The University of Toledo will renovate Parks Tower, the largest residence hall on campus, and other academic and administrative buildings as part of a $30 million investment in campus facilities.

The UT Board of Trustees on Monday approved the issue of $30 million in bonds to address maintenance needs on Main Campus and Health Science Campus.

“This investment will help fund critical deferred maintenance initiatives with a focus on the needs of the students with a majority of the renovations planned for residence halls and academic buildings,” said Lawrence Kelley, executive vice president for finance and administration and chief financial officer.

The University plans to use $12 million of the new debt to renovate Parks Tower, which was constructed in 1971 and houses 672 students. The building will receive a new roof, windows, elevators and plumbing to ensure it continues to serve the University’s first-year students for years to come, Kelley said.

In order to facilitate that construction, Carter Hall will be refurbished with $500,000 this year in order to be ready to reopen during the 2017-18 academic year. It has been closed the past two academic years. Academic House also will reopen next year.

Parks Tower then will be closed during the 2017-18 to complete the renovation project. The refurbished Parks Tower will reopen in fall 2018.

Academic buildings including Bowman-Oddy Laboratories, Health and Human Services Building, Health Education Center and University Hall on Main Campus, as well as Collier Building on Health Science Campus, also will receive funding for improvements such as electrical, plumbing and replacement windows.
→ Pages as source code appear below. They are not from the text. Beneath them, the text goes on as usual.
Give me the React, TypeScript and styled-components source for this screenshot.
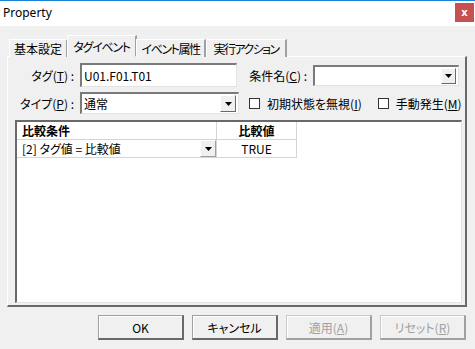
import React from 'react';
import styled, { createGlobalStyle } from 'styled-components';

const GlobalStyle = createGlobalStyle`
  html, body {
    margin: 0;
    padding: 0;
    background: #f0f0f0;
  }
  body {
    font-family: "Noto Sans CJK JP", "Noto Sans", sans-serif;
    font-size: 12px;
    font-feature-settings: "palt";
    color: #000;
  }
`;

const Window = styled.div`
  width: 475px;
  height: 349px;
  display: flex;
  flex-direction: column;
  background: #f0f0f0;
  overflow: hidden;
`;

const TitleBar = styled.div`
  height: 25px;
  border-top: 1px solid #1883d7;
  background: #fff;
  display: flex;
  align-items: center;
  justify-content: space-between;
  padding-left: 3px;
`;

const Title = styled.div`
  font-family: "Noto Sans", "Liberation Sans", sans-serif;
  font-size: 12px;
  margin-top: -2px;
`;

const CloseButton = styled.div`
  width: 19px;
  height: 19px;
  margin-right: 1px;
  margin-top: -3px;
  background: #c75050;
  color: #fff;
  font-family: "DejaVu Sans", sans-serif;
  font-weight: bold;
  font-size: 10px;
  display: flex;
  align-items: center;
  justify-content: center;
`;

const Body = styled.div`
  flex: 1;
  padding: 9px 8px 0 7px;
  display: flex;
  flex-direction: column;
`;

const TabRow = styled.div`
  display: flex;
  align-items: flex-end;
  height: 22px;
  padding-left: 2px;
  position: relative;
  z-index: 1;
`;

const Tab = styled.div<{ $active?: boolean; $w: number; $ls?: number }>`
  width: ${p => p.$w}px;
  height: ${p => (p.$active ? 22 : 18)}px;
  margin: 0 ${p => (p.$active ? -1 : 0)}px;
  box-sizing: border-box;
  background: #f0f0f0;
  border-top: 1px solid #fff;
  border-left: 1px solid #fff;
  border-right: 2px solid #a0a0a0;
  border-bottom: ${p => (p.$active ? '1px solid #f0f0f0' : 'none')};
  display: flex;
  align-items: center;
  justify-content: center;
  font-size: 12px;
  letter-spacing: ${p => p.$ls ?? 0}px;
  white-space: nowrap;
`;

const Panel = styled.div`
  height: 251px;
  box-sizing: border-box;
  border-top: 1px solid #fff;
  border-left: 1px solid #fff;
  border-right: 2px solid #696969;
  border-bottom: 2px solid #696969;
  margin-top: -1px;
  padding: 6px 0 0 7px;
  display: flex;
  flex-direction: column;
`;

const FormRow = styled.div<{ $mt?: number }>`
  display: flex;
  align-items: center;
  margin-top: ${p => p.$mt ?? 0}px;
`;

const Label = styled.div<{ $w: number }>`
  width: ${p => p.$w}px;
  text-align: right;
  padding-right: 6px;
  box-sizing: border-box;
  white-space: nowrap;
`;

const TextBox = styled.div<{ $w: number; $h: number }>`
  width: ${p => p.$w}px;
  height: ${p => p.$h}px;
  box-sizing: border-box;
  background: #fff;
  border-top: 2px solid #7a7a7a;
  border-left: 2px solid #7a7a7a;
  border-right: 1px solid #e3e3e3;
  border-bottom: 1px solid #e3e3e3;
  padding: 1px 2px;
  display: flex;
  align-items: center;
  position: relative;
`;

const DropButton = styled.div<{ $size: number }>`
  position: absolute;
  right: 2px;
  top: 1px;
  bottom: 1px;
  width: ${p => p.$size}px;
  box-sizing: border-box;
  background: #f0f0f0;
  border-top: 1px solid #fff;
  border-left: 1px solid #fff;
  border-right: 1px solid #696969;
  border-bottom: 1px solid #696969;
  display: flex;
  align-items: center;
  justify-content: center;
`;

const Arrow = () => (
  <svg width="7" height="4" viewBox="0 0 7 4">
    <path d="M0 0H7L3.5 4Z" fill="#000" />
  </svg>
);

const Check = styled.div<{ $ml: number }>`
  display: flex;
  align-items: center;
  gap: 7px;
  margin-left: ${p => p.$ml}px;
  white-space: nowrap;
`;

const CheckBox = styled.div`
  width: 11px;
  height: 11px;
  box-sizing: border-box;
  background: #fff;
  border: 1px solid #333;
`;

const Grid = styled.div`
  margin-top: 6px;
  width: 447px;
  height: 183px;
  box-sizing: border-box;
  background: #fff;
  border-top: 2px solid #696969;
  border-left: 2px solid #696969;
  border-right: 1px solid #e3e3e3;
  border-bottom: 1px solid #e3e3e3;
`;

const GridRow = styled.div`
  display: flex;
  height: 18px;
`;

const Cell = styled.div<{ $w: number; $head?: boolean; $center?: boolean }>`
  width: ${p => p.$w}px;
  box-sizing: border-box;
  border-right: 1px solid #d4d4d4;
  border-bottom: 1px solid #d4d4d4;
  padding: 0 5px;
  display: flex;
  align-items: center;
  justify-content: ${p => (p.$center ? 'center' : 'flex-start')};
  font-weight: ${p => (p.$head ? 'bold' : 'normal')};
  position: relative;
  white-space: nowrap;
`;

const HeaderFill = styled.div`
  flex: 1;
`;

const CellDrop = styled.div`
  position: absolute;
  right: 0;
  top: 0;
  bottom: 0;
  width: 16px;
  box-sizing: border-box;
  background: #f0f0f0;
  border-top: 1px solid #fff;
  border-left: 1px solid #fff;
  border-right: 1px solid #a0a0a0;
  border-bottom: 1px solid #a0a0a0;
  display: flex;
  align-items: center;
  justify-content: center;
`;

const ButtonRow = styled.div`
  display: flex;
  justify-content: flex-end;
  gap: 8px;
  margin-top: 8px;
  padding-right: 1px;
`;

const Button = styled.div<{ $disabled?: boolean }>`
  width: 86px;
  height: 25px;
  box-sizing: border-box;
  background: #f0f0f0;
  border-top: 1px solid ${p => (p.$disabled ? '#c8c8c8' : '#a0a0a0')};
  border-left: 1px solid ${p => (p.$disabled ? '#c8c8c8' : '#a0a0a0')};
  border-right: 2px solid ${p => (p.$disabled ? '#a0a0a0' : '#696969')};
  border-bottom: 2px solid ${p => (p.$disabled ? '#a0a0a0' : '#696969')};
  box-shadow: inset 1px 1px 0 #fff;
  display: flex;
  align-items: center;
  justify-content: center;
  color: ${p => (p.$disabled ? '#a0a0a0' : '#000')};
  white-space: nowrap;
`;

export default function App() {
  return (
    <>
      <GlobalStyle />
      <Window>
        <TitleBar>
          <Title>Property</Title>
          <CloseButton>x</CloseButton>
        </TitleBar>
        <Body>
          <TabRow>
            <Tab $w={59}>基本設定</Tab>
            <Tab $active $w={70} $ls={-1.3}>
              タグイベント
            </Tab>
            <Tab $w={70} $ls={-1.4}>
              イベント属性
            </Tab>
            <Tab $w={81} $ls={-1.6}>
              実行アクション
            </Tab>
          </TabRow>
          <Panel>
            <FormRow>
              <Label $w={65}>
                タグ(<u>T</u>) :
              </Label>
              <TextBox $w={157} $h={24}>U01.F01.T01</TextBox>
              <Label $w={76}>
                条件名(<u>C</u>) :
              </Label>
              <TextBox $w={146} $h={21}>
                <DropButton $size={15}>
                  <Arrow />
                </DropButton>
              </TextBox>
            </FormRow>
            <FormRow $mt={5}>
              <Label $w={65}>
                タイプ(<u>P</u>) :
              </Label>
              <TextBox $w={159} $h={22}>
                通常
                <DropButton $size={16}>
                  <Arrow />
                </DropButton>
              </TextBox>
              <Check $ml={10}>
                <CheckBox />
                <span>
                  初期状態を無視(<u>I</u>)
                </span>
              </Check>
              <Check $ml={16}>
                <CheckBox />
                <span>
                  手動発生(<u>M</u>)
                </span>
              </Check>
            </FormRow>
            <Grid>
              <GridRow>
                <Cell $w={200} $head>
                  比較条件
                </Cell>
                <Cell $w={80} $head $center>
                  比較値
                </Cell>
                <HeaderFill />
              </GridRow>
              <GridRow>
                <Cell $w={200}>
                  [2] タグ値 = 比較値
                  <CellDrop>
                    <Arrow />
                  </CellDrop>
                </Cell>
                <Cell $w={80} $center>
                  TRUE
                </Cell>
              </GridRow>
            </Grid>
          </Panel>
          <ButtonRow>
            <Button>OK</Button>
            <Button>キャンセル</Button>
            <Button $disabled>
              適用(<u>A</u>)
            </Button>
            <Button $disabled>
              リセット(<u>R</u>)
            </Button>
          </ButtonRow>
        </Body>
      </Window>
    </>
  );
}
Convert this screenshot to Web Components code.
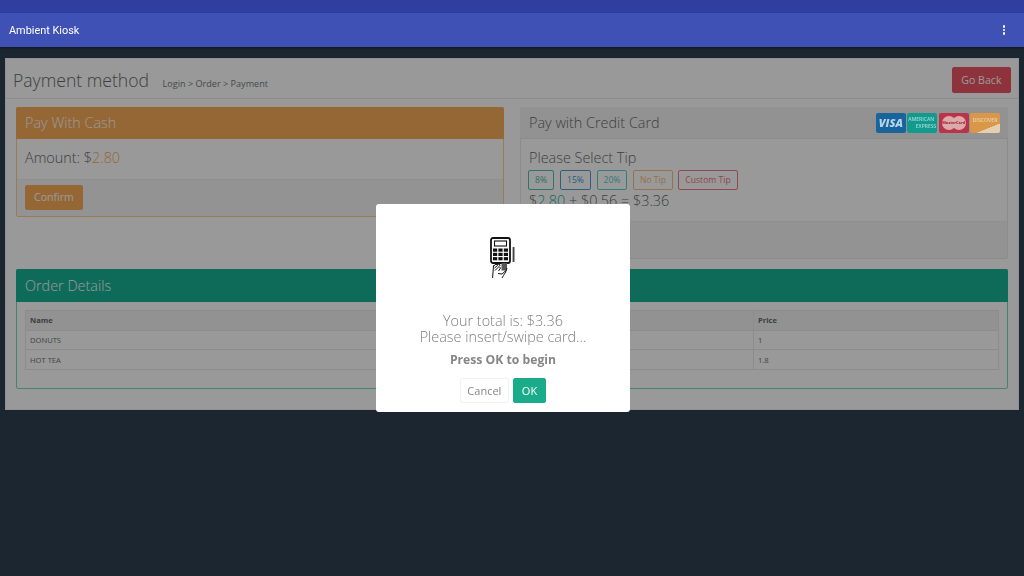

The University plans to set aside $3.5 million to invest in revenue-generating equipment for UT Medical Center.

In addition to the new bond issue, trustees approved the refinancing of UT’s existing $42 million in bond debt. Taking advantage of lower interest rates, Kelley anticipates the University will reduce its interest payments from about 5 percent to 3.5 percent without extending the terms of those existing loans.